Fehtullah Gülen’in yurt ve okullarında eğitilerek şekillenen kendi sorunlarından uzaklaştırılarak, duyarsızlaştırılan insanları görmemek imkansızdır. AKP şeriatcılığı gibi yapay gündemlerle kafa karışıklığı oluşturarak, GAP gibi köleleştirme projelerini, yıllarca gerilimler ve entrikalarla uğraşmış ve savaşmış bir halkın açlığından faydanılarak gerçekleştirmeye çalışmaları, fırsatcılığın ve BOP’a uşaklık etmenin bir göstergesidir.

İşte böylesine belirli ve belirsiz saldırılara maruz kaldığımız dönemlerde, hangisinin daha az zararlı olduğunu düşünmemeliyiz. Savaştan beter bir barış, beterden beter bir savaş arasında kalmışız. Ne yapabiliriz? Ne olursa olsun önce her girişimi desteklemeliyiz, bazen bu eleştirdiğimiz veya yararından şüphelendiğimiz haller dahi olabilir. Yaşananların duyulmasında, ses çıkaranlarla beraber ses çıkarmalıyız. Çekilme veya ötekileşme döneminde değil, paylaşma ve dayanışma dönemindeyiz.

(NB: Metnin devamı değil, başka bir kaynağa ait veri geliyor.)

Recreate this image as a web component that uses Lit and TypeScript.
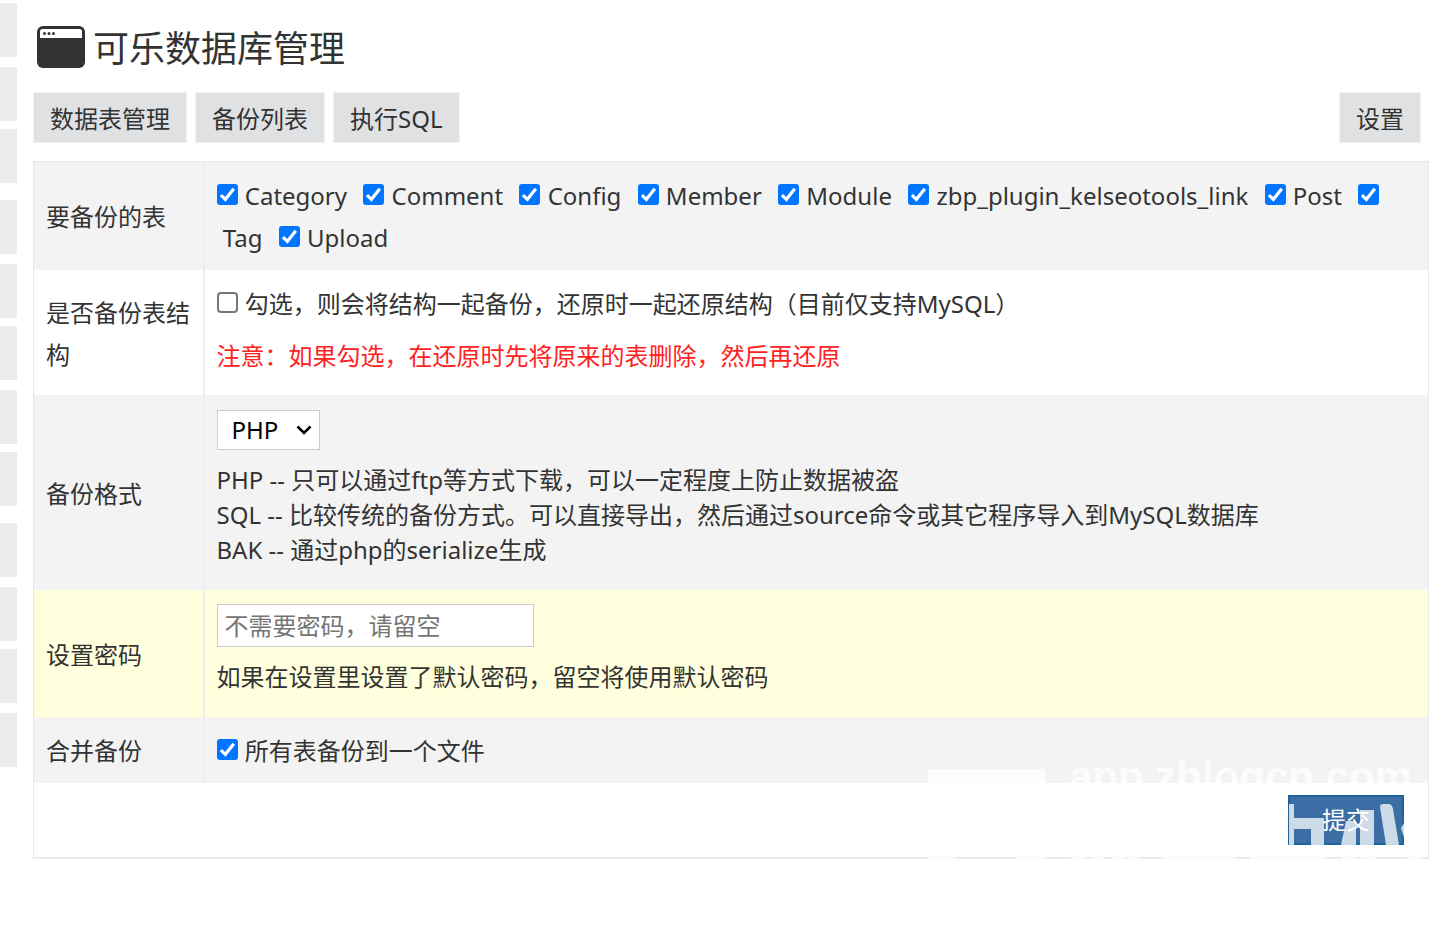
import { LitElement, html, css } from "lit";
import { customElement } from "lit/decorators.js";

const TABLES = ["Category", "Comment", "Config", "Member", "Module", "zbp_plugin_kelseotools_link", "Post", "Tag", "Upload"];

// Space above each entry of the collapsed side menu; wider ones separate groups.
const SIDE_GAPS = [3, 10, 8, 17, 10, 8, 10, 8, 17, 10, 8, 10];

@customElement("app-root")
export class AppRoot extends LitElement {
  static styles = css`
    :host {
      display: flex;
      min-height: 100vh;
      background: #fff;
      color: #333;
      font: 24px/42px "Noto Sans", "Noto Sans CJK SC", sans-serif;
    }
    *, *::before, *::after { box-sizing: border-box; }
    .side { flex: none; width: 17px; display: flex; flex-direction: column; }
    .side-item { height: 54px; flex: none; background: #ececec; }
    .main { flex: 1; min-width: 0; padding: 20px 16px 0; }
    .title { margin: 0; display: flex; align-items: flex-start; gap: 8px; padding-left: 4px; font-size: 36px; font-weight: 400; line-height: 58px; }
    .title svg { flex: none; width: 48px; height: 42px; margin-top: 6px; }
    .tabs { display: flex; gap: 8px; margin: 14px 8px 18px 0; }
    .tab { padding: 6px 17px 3px; line-height: 42px; background: #dfe1e3; color: #333; text-decoration: none; box-shadow: 0 0 0 1px #f1f1f1 inset; }
    .tab.right { margin-left: auto; }
    .panel { position: relative; }
    table { width: 100%; border-collapse: collapse; border: 1px solid #e8e8e8; box-shadow: 0 1px 0 #eee; }
    th, td { padding: 13px 12px 11px; text-align: left; font-weight: 400; vertical-align: middle; }
    th { width: 170px; border-right: 2px solid #eee; }
    .grey { background: #f3f3f3; }
    .yellow { background: #ffffdd; }
    .item { margin-right: 10px; }
    input[type="checkbox"] {
      appearance: none;
      width: 21px;
      height: 21px;
      margin: 0 1px 0 0;
      vertical-align: 0;
      border: 2px solid #767676;
      border-radius: 4px;
      background: #fff;
    }
    input[type="checkbox"]:checked {
      border: 0;
      border-radius: 3px;
      background: #0075ff url("data:image/svg+xml,%3Csvg xmlns='http://www.w3.org/2000/svg' viewBox='0 0 20 20'%3E%3Cpath d='M3.700 10.500L8 14.600L16 4.500' fill='none' stroke='white' stroke-width='3'/%3E%3C/svg%3E");
    }
    p { margin: 10px 0 7px; }
    .warn { color: #f22; }
    .help { margin: 12px 0; line-height: 35px; }
    .pick { position: relative; width: 103px; margin-top: 2px; }
    .pick svg { position: absolute; right: 8px; top: 13px; width: 16px; height: 14px; pointer-events: none; }
    select { appearance: none; display: block; width: 100%; height: 40px; padding: 0 14px; border: 1px solid #ccc; border-radius: 0; background: #fff; color: #000; font: inherit; line-height: 36px; }
    input[type="password"] { display: block; width: 317px; height: 43px; margin-top: 1px; padding: 0 7px; border: 1px solid #ccc; font: inherit; }
    .note { margin: 9px 0 8px; }
    .foot { padding: 12px 24px 12px 12px; text-align: right; }
    .submit { display: block; width: 116px; height: 50px; margin-left: auto; border: 2px solid #1c659b; background: #3a6ea5; color: #fff; font: inherit; }
    .mark { position: absolute; right: 0; bottom: 0; width: 501px; height: 100px; overflow: visible; opacity: 0.75; pointer-events: none; }
    .mark text { font: bold 42px "Liberation Sans", sans-serif; }
  `;

  render() {
    return html`
      <div class="side">${SIDE_GAPS.map((g) => html`<div class="side-item" style="margin-top:${g}px"></div>`)}</div>
      <main class="main">
        <h1 class="title">
          <svg viewBox="0 0 48 42" aria-hidden="true"><rect width="48" height="42" rx="6" fill="#333" /><path d="M3 12V5.500Q3 3 5.500 3H42.500Q45 3 45 5.500V12Z" fill="#fff" /><g fill="#333"><circle cx="7.500" cy="7.500" r="1.500" /><circle cx="12" cy="7.500" r="1.500" /><circle cx="16.500" cy="7.500" r="1.500" /></g></svg>
          可乐数据库管理
        </h1>
        <nav class="tabs">
          <a class="tab" href="#tables">数据表管理</a><a class="tab" href="#backups">备份列表</a><a class="tab" href="#sql">执行SQL</a>
          <a class="tab right" href="#settings">设置</a>
        </nav>
        <form class="panel">
          <table>
            <tr class="grey">
              <th scope="row">要备份的表</th>
              <td>${TABLES.map((t) => html`<label class="item"><input type="checkbox" checked /><wbr />&nbsp;${t}</label> `)}</td>
            </tr>
            <tr>
              <th scope="row">是否备份表结构</th>
              <td>
                <label><input type="checkbox" /> 勾选，则会将结构一起备份，还原时一起还原结构（目前仅支持MySQL）</label>
                <p class="warn">注意：如果勾选，在还原时先将原来的表删除，然后再还原</p>
              </td>
            </tr>
            <tr class="grey">
              <th scope="row"><label for="format">备份格式</label></th>
              <td>
                <div class="pick">
                  <select id="format"><option>PHP</option><option>SQL</option><option>BAK</option></select>
                  <svg viewBox="0 0 16 14" aria-hidden="true"><path d="M1.500 3.500L8 10L14.500 3.500" fill="none" stroke="#000" stroke-width="2.500" /></svg>
                </div>
                <p class="help">PHP -- 只可以通过ftp等方式下载，可以一定程度上防止数据被盗<br />SQL -- 比较传统的备份方式。可以直接导出，然后通过source命令或其它程序导入到MySQL数据库<br />BAK -- 通过php的serialize生成</p>
              </td>
            </tr>
            <tr class="yellow">
              <th scope="row"><label for="password">设置密码</label></th>
              <td>
                <input id="password" type="password" placeholder="不需要密码，请留空" />
                <p class="note">如果在设置里设置了默认密码，留空将使用默认密码</p>
              </td>
            </tr>
            <tr class="grey">
              <th scope="row">合并备份</th>
              <td><label><input type="checkbox" checked /> 所有表备份到一个文件</label></td>
            </tr>
            <tr><td class="foot" colspan="2"><button class="submit" type="button">提交</button></td></tr>
          </table>
          <svg class="mark" viewBox="0 0 501 100" fill="#fff" aria-hidden="true">
            <path d="M0 11H117V30H0Z" />
            <text x="141" y="33">app.zblogcn.com</text>
            <path d="M361 46H366V60H396V87H383V71H366V87H361ZM413 87L418 63H428V87ZM432 52H446V87H432ZM452 49Q452 46 455 46H461Q464 46 465 51L471 87H458ZM476 65V80L473 70Z" />
            <path d="M0 98H27V101H0ZM88 98H117V101H88ZM143 98H157V101H143ZM164 98H176V101H164ZM184 98H197V101H184ZM200 98H211V101H200ZM235 98H307V101H235ZM322 98H397V101H322ZM414 98H428V101H414ZM433 98H448V101H433ZM479 98H493V101H479Z" />
          </svg>
        </form>
      </main>
    `;
  }
}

Barış Meclisinin soruna çözüm mitinginede bunun için katıldık. Çünkü kapitalizm savaşarak ve barışarak ulaşamadığı ücralara ulaşmaya çalışıyor. Kendi değerlerini, öteki tüm değerlerin üstünde sayarak ilerliyor. Kendi kurduğu kavramları kendi değiştiriyor, dünün imparatorluklarını ulus-devlet’e, şimdi ise ulus-devleti federasyonlara dönüştürüyor. Nerede ne faydalıysa o yöntemi uyguluyor. Kapitalizm kavramlarını, alaşağı edebilir. “Değer”lerini değiştirebilir. Ama sadece kendi sistemi içerisinde bunları yapabilir. Onu yok saydığımız sürece bizlere ulaşamayacaktır. Ulaşamayacağı ücralar hep olacakdır. Kendine yeten bir mezepotamya ve kendine yeten ücralar oldukça yabancılaşma ve yozlaşma yaşamlarımıza giremez, O’na ve onun sözde barışına ve sözde demokrasisine ihtiyacımız yok. Biz kendimize yeteriz.